A staggering amount of information is conveyed in one patient’s medical records: vaccinations, allergies, records of mysterious aches and pains that were never linked to a cause. Then, of course, there are the lists of prescribed medications over the years. Even in the digital era today’s doctors typically record that medical hodgepodge in their own idiosyncratic or customized ways. And that’s even before genetic analyses entered the picture.

The situation has become even more opaque with the introduction of that new massive data set. Now a clutch of scientists and researchers are grappling with how to reconcile expanding, nonstandardized patient data and record-keeping ahead of the first stages of the White House’s Precision Medicine Initiative, an effort to offer more individualized care. The research group’s task during the past few months has been to prescribe how to draw together health information and DNA data points for one million patients and their medical records.

Few models exist for this audacious task. Still, the advisory group taking on this challenge is attempting to forge ahead with minds from the public sector, hospitals and also private organizations like the Bill & Melinda Gates Foundation and Google X. So what have they come up with?

On September 17 the group of almost two dozen individuals charged with drawing up the blueprints issued its final report for what that effort would look like. Its recommendations will help define what can be learned from this massive study and what success would look like five and 10 years out.

In their report the team suggests that one million participants could be recruited within about four years—either through individuals volunteering directly or with the help of health care providers like Kaiser Permanente who could ask patients to participate. The Precision Medicine Initiative could also draw from subject pools enrolled in prior studies with robust health records, provided they also enroll in this new data study.

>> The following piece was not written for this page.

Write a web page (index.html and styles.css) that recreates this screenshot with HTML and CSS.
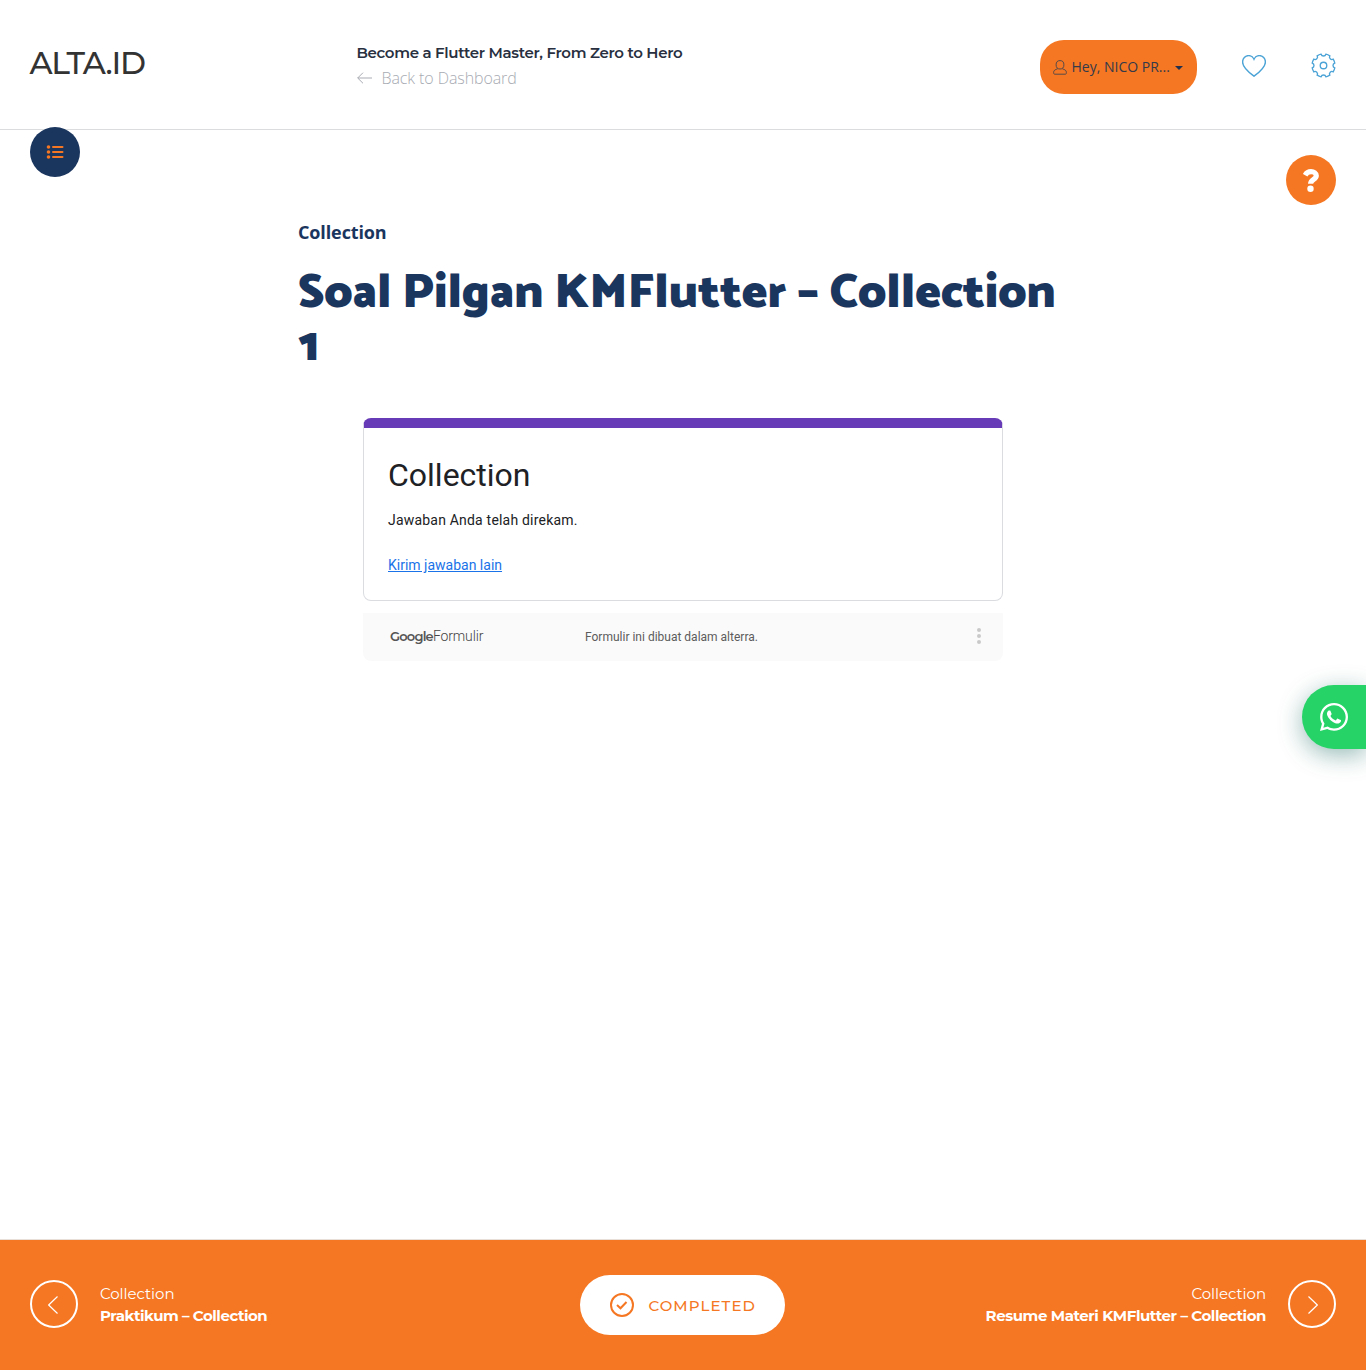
FILE: index.html
```html
<!DOCTYPE html>
<html lang="id">
<head>
<meta charset="utf-8">
<title>Soal Pilgan KMFlutter – Collection 1</title>
<link rel="stylesheet" href="styles.css">
</head>
<body>
<header class="topbar">
  <a class="brand">ALTA.ID</a>
  <div class="course">
    <div class="course-name">Become a Flutter Master, From Zero to Hero</div>
    <a class="back"><svg width="15" height="12" viewBox="0 0 15 12"><path d="M6 .7.7 6 6 11.3M.7 6H15"/></svg><span>Back to Dashboard</span></a>
  </div>
  <div class="tools">
    <button class="user"><svg class="user-icon" width="14" height="15" viewBox="0 0 14 15"><ellipse cx="7" cy="4.8" rx="3.9" ry="4.2"/><path d="M4.600 8.800C2 9.600.6 10.500.6 12.600c0 1.200.4 1.600 1.200 1.600h10.400c.8 0 1.200-.4 1.200-1.600 0-2.100-1.400-3-4-3.800"/></svg><span class="user-name">Hey, NICO PR...</span><i class="caret"></i></button>
    <svg class="line-icon heart" width="24" height="22" viewBox="0 0 24 22"><path d="M12 4.300C10.900 1.900 9.100.6 6.700.6 3.100.6.600 3.300.600 7c0 5.800 6.600 10.600 11.400 14.200C16.800 17.600 23.400 12.800 23.400 7c0-3.700-2.500-6.400-6.100-6.400-2.400 0-4.200 1.300-5.300 3.700z"/></svg>
    <svg class="line-icon gear" width="25" height="25" viewBox="-13 -13 26 26"><path d="M11.740 2.490A12 12 0 0 1 10.060 6.540A2.600 2.600 0 0 0 6.540 10.060A12 12 0 0 1 2.490 11.740A2.600 2.600 0 0 0-2.490 11.740A12 12 0 0 1-6.540 10.060A2.600 2.600 0 0 0-10.060 6.540A12 12 0 0 1-11.740 2.490A2.600 2.600 0 0 0-11.740-2.490A12 12 0 0 1-10.060-6.540A2.600 2.600 0 0 0-6.540-10.060A12 12 0 0 1-2.490-11.740A2.600 2.600 0 0 0 2.490-11.740A12 12 0 0 1 6.540-10.060A2.600 2.600 0 0 0 10.060-6.540A12 12 0 0 1 11.740-2.490A2.600 2.600 0 0 0 11.740 2.490z"/><circle r="3.400"/></svg>
  </div>
</header>
<button class="round toc" aria-label="Menu"><svg width="18" height="14" viewBox="0 0 18 14"><g fill="currentColor"><circle cx="2.500" cy="2" r="1.800"/><circle cx="2.500" cy="7" r="1.800"/><circle cx="2.500" cy="12" r="1.800"/></g><path d="M7 2h9.500M7 7h9.500M7 12h9.500" stroke="currentColor" stroke-width="2" stroke-linecap="round"/></svg></button>
<button class="round help" aria-label="Help"><svg width="16" height="23" viewBox="0 0 16 23" stroke="currentColor"><path d="M2.100 6.200C3.400 3.800 5.300 2.700 8 2.700c3 0 5.300 1.500 5.300 4 0 3.700-5.600 3.700-5.700 8" stroke-width="5.200"/><circle cx="7.500" cy="19.700" r="3.200" fill="currentColor" stroke="none"/></svg></button>
<main class="lesson">
  <div class="section-name">Collection</div>
  <h1>Soal Pilgan KMFlutter – Collection 1</h1>
  <section class="form">
    <div class="card">
      <h2>Collection</h2>
      <p>Jawaban Anda telah direkam.</p>
      <a class="again">Kirim jawaban lain</a>
    </div>
    <div class="form-foot">
      <div class="forms-logo"><b>Google</b><span>Formulir</span></div>
      <div class="origin">Formulir ini dibuat dalam alterra.</div>
      <svg class="dots" width="4" height="16" viewBox="0 0 4 16"><circle cx="2" cy="2" r="2"/><circle cx="2" cy="8" r="2"/><circle cx="2" cy="14" r="2"/></svg>
    </div>
  </section>
</main>
<a class="whatsapp" aria-label="WhatsApp"><svg width="28" height="28" viewBox="0 32 448 448"><path fill="currentColor" d="M380.900 97.100C339 55.100 283.200 32 223.900 32c-122.400 0-222 99.600-222 222 0 39.100 10.200 77.300 29.600 111L0 480l117.700-30.900c32.400 17.700 68.900 27 106.100 27h.1c122.300 0 224.100-99.600 224.100-222 0-59.300-25.200-115-67.100-157zm-157 341.600c-33.200 0-65.700-8.900-94-25.700l-6.700-4-69.800 18.300L72 359.200l-4.400-7c-18.500-29.400-28.200-63.300-28.200-98.200 0-101.700 82.800-184.500 184.600-184.500 49.300 0 95.600 19.200 130.400 54.100 34.800 34.900 56.200 81.200 56.100 130.500 0 101.800-84.900 184.600-186.600 184.600zm101.200-138.200c-5.500-2.800-32.800-16.200-37.900-18-5.100-1.900-8.800-2.800-12.500 2.800-3.700 5.600-14.300 18-17.600 21.800-3.200 3.700-6.500 4.200-12 1.400-32.600-16.300-54-29.100-75.500-66-5.700-9.800 5.700-9.100 16.300-30.300 1.800-3.700.9-6.900-.5-9.700-1.400-2.800-12.500-30.100-17.100-41.200-4.500-10.800-9.100-9.300-12.500-9.500-3.200-.2-6.900-.2-10.600-.2-3.700 0-9.700 1.400-14.800 6.900-5.100 5.600-19.400 19-19.400 46.300 0 27.300 19.900 53.700 22.600 57.400 2.800 3.700 39.100 59.700 94.800 83.800 35.200 15.200 49 16.500 66.600 13.900 10.700-1.600 32.800-13.400 37.400-26.400 4.600-13 4.600-24.100 3.200-26.400-1.300-2.500-5-3.900-10.500-6.600z"/></svg></a>
<footer class="pager">
  <a class="step">
    <span class="ring"><svg width="10" height="18" viewBox="0 0 10 18"><path d="M9.500.5.700 9l8.800 8.500"/></svg></span>
    <span class="step-text"><span class="kind">Collection</span><b>Praktikum – Collection</b></span>
  </a>
  <button class="done"><svg width="24" height="24" viewBox="0 0 24 24"><circle cx="12" cy="12" r="11"/><path d="m7 12 3.500 3.300 6-6.300"/></svg><span>COMPLETED</span></button>
  <a class="step next">
    <span class="step-text"><span class="kind">Collection</span><b>Resume Materi KMFlutter – Collection</b></span>
    <span class="ring"><svg width="10" height="18" viewBox="0 0 10 18"><path d="m.5.5 8.800 8.500-8.800 8.500"/></svg></span>
  </a>
</footer>
</body>
</html>
```
FILE: styles.css
```css
* { box-sizing: border-box; }
body { margin: 0; height: 1370px; position: relative; display: flex; flex-direction: column; background: #fff; font-family: "Open Sans", sans-serif; overflow: hidden; }
button { border: 0; padding: 0; font: inherit; }
a { text-decoration: none; }
h1, h2, p { margin: 0; }
svg { flex: none; display: block; fill: none; }
span, b, h2, p, .course-name { white-space: nowrap; }

.topbar { height: 130px; flex: none; border-bottom: 1px solid #dadcdd; display: grid; grid-template-columns: 326.500px 1fr auto; padding: 0 30px; }
.brand { font: 500 31.500px/40px Montserrat, Inter, sans-serif; letter-spacing: -1.200px; color: #333; padding-top: 43px; margin-left: -.5px; }
.course { padding-top: 42px; }
.course-name { font: 600 15px/22px Montserrat, Inter, sans-serif; letter-spacing: -.33px; color: #28303f; }
.back { display: flex; align-items: center; gap: 10px; height: 28px; color: #a8abb3; font-size: 16px; font-weight: 300; letter-spacing: -.09px; }
.back svg { stroke: currentColor; }
.tools { display: flex; align-items: flex-start; padding-top: 40px; }
.user { width: 157px; height: 54px; border-radius: 24px; background: #f57723; color: #333a4a; display: flex; align-items: center; padding-left: 13px; font-size: 14px; margin-right: 45px; }
.user-name { margin-top: -2px; }
.user-icon { stroke: #564a49; stroke-width: 1; margin-right: 4.500px; }
.caret { border: 4px solid transparent; border-top-color: #22304f; border-bottom: 0; margin-left: 5.500px; margin-top: 2px; }
.line-icon { stroke: #4ba3d6; stroke-width: 1.400; }
.gear { margin-top: 13px; }
.heart { margin: 15px 45px 0 0; }

.round { position: absolute; width: 50px; height: 50px; border-radius: 50%; display: flex; align-items: center; justify-content: center; }
.toc { left: 30px; top: 127px; background: #1a355e; color: #f57723; }
.help { right: 30px; top: 155px; background: #f57723; color: #fff; }

.lesson { width: 770px; margin: 0 auto; padding-top: 90px; flex: 1; }
.section-name { font-size: 18px; font-weight: 700; line-height: 25px; letter-spacing: -.12px; color: #1a355e; }
h1 { font: 900 48px/52.800px Catamaran, "Noto Sans", sans-serif; color: #1a355e; margin-top: 23px; }
.form { width: 640px; margin: 44.400px auto 0; font-family: Roboto, sans-serif; }
.card { height: 183px; border: 1px solid #dadce0; border-top: 10px solid #673ab7; border-radius: 8px; padding: 26px 24px 0; }
.card h2 { font-size: 32px; font-weight: 400; line-height: 43px; color: #202124; }
.card p { font-size: 14px; line-height: 20px; letter-spacing: .2px; color: #202124; margin-top: 13px; }
.again { display: inline-block; font-size: 14px; line-height: 20px; color: #1a73e8; text-decoration: underline; margin-top: 25px; }
.form-foot { height: 48px; margin-top: 12px; background: #fafafa; border-radius: 0 0 8px 8px; display: grid; grid-template-columns: 195px 1fr auto; align-items: center; padding: 0 22px 0 27px; }
.dots { fill: #c9c9c9; margin-bottom: 2px; }
.forms-logo { font-size: 14px; font-weight: 300; color: #444; letter-spacing: -.12px; margin-top: -2px; }
.forms-logo b { font-family: Montserrat, Inter, sans-serif; font-size: 13px; font-weight: 600; letter-spacing: -.8px; color: #555; }
.origin { font-size: 12px; color: #5c5c5c; }

.whatsapp { position: absolute; right: 0; top: 685px; width: 64px; height: 64px; border-radius: 32px 0 0 32px; background: #25d366; color: #fff; display: flex; align-items: center; padding-left: 18px; box-shadow: 0 6px 24px rgba(7, 94, 84, .42); }

.pager { height: 131px; flex: none; background: #f57723; border-top: 1px solid #e8dfd8; color: #fff; display: grid; grid-template-columns: 550px 205px 1fr; align-items: center; padding: 0 30px 1px; font-family: Montserrat, Inter, sans-serif; font-size: 15px; }
.step { display: flex; gap: 22px; align-items: center; }
.next { justify-content: flex-end; text-align: right; }
.ring { width: 48px; height: 48px; margin-bottom: 2px; border: 2px solid #fff; border-radius: 50%; display: flex; align-items: center; justify-content: center; padding-top: 2px; }
.ring svg { stroke: #fff; stroke-width: 1.200; }
.next .ring { padding-left: 2px; }
.step:not(.next) .ring { padding-right: 2px; }
.step-text { display: flex; flex-direction: column; line-height: 22px; }
.kind { font-weight: 400; letter-spacing: -.05px; }
.step-text b { font-weight: 700; letter-spacing: -.47px; }
.next b { letter-spacing: -.44px; }
.done { height: 60px; border-radius: 30px; background: #fff; color: #f57723; display: flex; align-items: center; padding-left: 30px; gap: 14.500px; font-size: 15px; font-weight: 500; letter-spacing: 1.050px; }
.done span { padding-top: 2px; }
.done svg { stroke: currentColor; stroke-width: 2; }
```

Taking steps to make sure the study sample is diverse—by race, sex, age and health status—will be a key priority to making this project work and getting strong data, the group notes.

The advisory group also fleshed out what volunteers could expect. Patients will have access to their own information via a central cloud as well as aggregate data. Volunteers signing up to be part of this project would agree to be recontacted, take a baseline health exam, share their electronic health care records and provide a biospecimen—most likely blood. Initially, the database hub would include information from electronic medical records, health insurance organizations, participant surveys, mobile health technologies and biologic investigations.

The report was scant on details about how to overcome significant hurdles regarding privacy, data storage and the research cohort itself beyond noting that the data should be centrally located and safeguarded against unintended release. One way to do that, the committee said, is to seek to request an exemption under the Freedom of Information Act for release of genomic and related data held by the federal government. The National Institutes of Health should also pursue legislation that would penalize unauthorized identification or contacting of participants. When it comes to sensor technologies used for this work to record health information about details on movement or sleep patterns, for example, the initiative should only work with companies that maintain strong security and privacy measures and agree not to see or use information generated from this cohort unless it is expressly agreed to by participants, they wrote.

Even with these recommendations, “there are a lot of things that still need further investigation,” NIH Director Francis Collins said after his advisory committee approved the report. In the short term, Josephine Briggs, the current director of NIH’s National Center for Complementary and Integrative Health will serve as the acting director of the precision medicine effort, charged with implementing these recommendations and overseeing patient recruitment that is slated to start in 2016.

Beyond these short-term obstacles researchers are seeking out a bold new world where patients consistently have the correct drug at the correct time for whatever ails them. Nevertheless, certain formidable realities about precision medicine also continue to go unaddressed. For one thing, it is currently difficult to find drugs tailored to an individual patient’s DNA and particular needs. Drug discovery is expensive, and spending millions of dollars to develop pharmaceuticals that may only help a tiny fraction of patients is, from a business perspective, often outside of the question.

Also, although the price for whole genome sequencing has dropped in the past decade from about $22 million to as little as $1,000 per human genome, there are still far, far more questions than answers about what a specific mutation may mean when it comes to disease. A mutation in a particular gene such as BRCA1 or BRCA2 may indicate an increased likelihood of developing breast or ovarian cancer but it is no guarantee for disease. There is also the training obstacle: Technicians must somehow achieve uniformity in reading and interpreting genetic sequence results.

Eventually, the report notes, the massive data hub could include self-reports on diet, details on medication use derived from insurance billing codes and even passively collected information gathered by wearable sensors and mobile phone apps.

The long-term goal of the president’s initiative is to shore up a massive health care database that researchers can harvest again and again for trends on medical information, genome analysis and other biomedical data as specific as the composition of our microbiomes. With this new blueprint from the advisory committee, supporters of the Precision Medicine Initiative are at least getting their first glimpses of how tailored medicine truly aspires to become and how much is left to learn.